----- COLLECTED MATERIAL -----
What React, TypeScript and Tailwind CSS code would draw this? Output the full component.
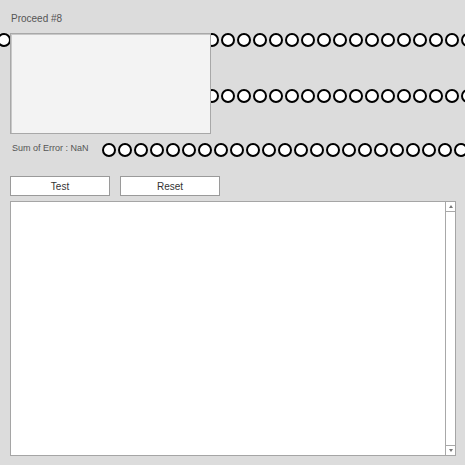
const ring = "inline-block w-[14px] h-[14px] shrink-0 rounded-full border-[2.5px] border-black bg-white";

function Rings({ count }: { count: number }) {
  return (
    <>
      {Array.from({ length: count }).map((_, i) => (
        <span key={i} className={ring} />
      ))}
    </>
  );
}

export default function App() {
  return (
    <div className="w-[465px] h-[465px] overflow-hidden bg-[#dcdcdc] font-['Liberation_Sans',Arial,sans-serif] text-[#555]">
      {/* header label */}
      <div className="pl-[11px] pt-[13px] h-[33px] text-[10px] leading-[12px]">Proceed #8</div>

      {/* rings behind the preview box */}
      <div className="relative h-[100px]">
        <div className="flex gap-[2px] ml-[-3px]">
          <Rings count={30} />
        </div>
        <div className="flex gap-[2px] ml-[13px] mt-[42px]">
          <Rings count={29} />
        </div>
        <div className="absolute left-[10px] top-0 w-[201px] h-[101px] border border-[#a8a8a8] bg-[#f3f3f3] shadow-[inset_1px_1px_0_#c8c8c8]" />
      </div>

      {/* error row */}
      <div className="flex items-end mt-[10px] h-[14px]">
        <span className="shrink-0 pl-[12px] w-[102px] text-[9px] leading-[11px] mb-[3px] whitespace-nowrap">Sum of Error : NaN</span>
        <div className="flex gap-[2px]">
          <Rings count={24} />
        </div>
      </div>

      {/* buttons */}
      <div className="flex gap-[10px] pl-[10px] mt-[19px]">
        <button className="w-[100px] h-[20px] border border-[#9a9a9a] bg-white text-[10px] text-[#333]">Test</button>
        <button className="w-[100px] h-[20px] border border-[#9a9a9a] bg-white text-[10px] text-[#333]">Reset</button>
      </div>

      {/* output area */}
      <div className="ml-[10px] mt-[5px] w-[446px] h-[255px] border border-[#a5a5a5] bg-white flex justify-end">
        <div className="w-[10px] h-full border-l border-[#a8a8a8] flex flex-col justify-between">
          <div className="h-[10px] border-b border-[#a8a8a8] flex items-center justify-center">
            <span className="w-0 h-0 border-l-[2px] border-r-[2px] border-b-[3px] border-l-transparent border-r-transparent border-b-[#777]" />
          </div>
          <div className="h-[10px] border-t border-[#a8a8a8] flex items-center justify-center">
            <span className="w-0 h-0 border-l-[2px] border-r-[2px] border-t-[3px] border-l-transparent border-r-transparent border-t-[#777]" />
          </div>
        </div>
      </div>
    </div>
  );
}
-----
### REQUIREMENTS
Restate the whole listing above exactly, except for its images.

### SOLVED PROBLEM
What React, TypeScript and Tailwind CSS code would draw this? Output the full component.
const ring = "inline-block w-[14px] h-[14px] shrink-0 rounded-full border-[2.5px] border-black bg-white";

function Rings({ count }: { count: number }) {
  return (
    <>
      {Array.from({ length: count }).map((_, i) => (
        <span key={i} className={ring} />
      ))}
    </>
  );
}

export default function App() {
  return (
    <div className="w-[465px] h-[465px] overflow-hidden bg-[#dcdcdc] font-['Liberation_Sans',Arial,sans-serif] text-[#555]">
      {/* header label */}
      <div className="pl-[11px] pt-[13px] h-[33px] text-[10px] leading-[12px]">Proceed #8</div>

      {/* rings behind the preview box */}
      <div className="relative h-[100px]">
        <div className="flex gap-[2px] ml-[-3px]">
          <Rings count={30} />
        </div>
        <div className="flex gap-[2px] ml-[13px] mt-[42px]">
          <Rings count={29} />
        </div>
        <div className="absolute left-[10px] top-0 w-[201px] h-[101px] border border-[#a8a8a8] bg-[#f3f3f3] shadow-[inset_1px_1px_0_#c8c8c8]" />
      </div>

      {/* error row */}
      <div className="flex items-end mt-[10px] h-[14px]">
        <span className="shrink-0 pl-[12px] w-[102px] text-[9px] leading-[11px] mb-[3px] whitespace-nowrap">Sum of Error : NaN</span>
        <div className="flex gap-[2px]">
          <Rings count={24} />
        </div>
      </div>

      {/* buttons */}
      <div className="flex gap-[10px] pl-[10px] mt-[19px]">
        <button className="w-[100px] h-[20px] border border-[#9a9a9a] bg-white text-[10px] text-[#333]">Test</button>
        <button className="w-[100px] h-[20px] border border-[#9a9a9a] bg-white text-[10px] text-[#333]">Reset</button>
      </div>

      {/* output area */}
      <div className="ml-[10px] mt-[5px] w-[446px] h-[255px] border border-[#a5a5a5] bg-white flex justify-end">
        <div className="w-[10px] h-full border-l border-[#a8a8a8] flex flex-col justify-between">
          <div className="h-[10px] border-b border-[#a8a8a8] flex items-center justify-center">
            <span className="w-0 h-0 border-l-[2px] border-r-[2px] border-b-[3px] border-l-transparent border-r-transparent border-b-[#777]" />
          </div>
          <div className="h-[10px] border-t border-[#a8a8a8] flex items-center justify-center">
            <span className="w-0 h-0 border-l-[2px] border-r-[2px] border-t-[3px] border-l-transparent border-r-transparent border-t-[#777]" />
          </div>
        </div>
      </div>
    </div>
  );
}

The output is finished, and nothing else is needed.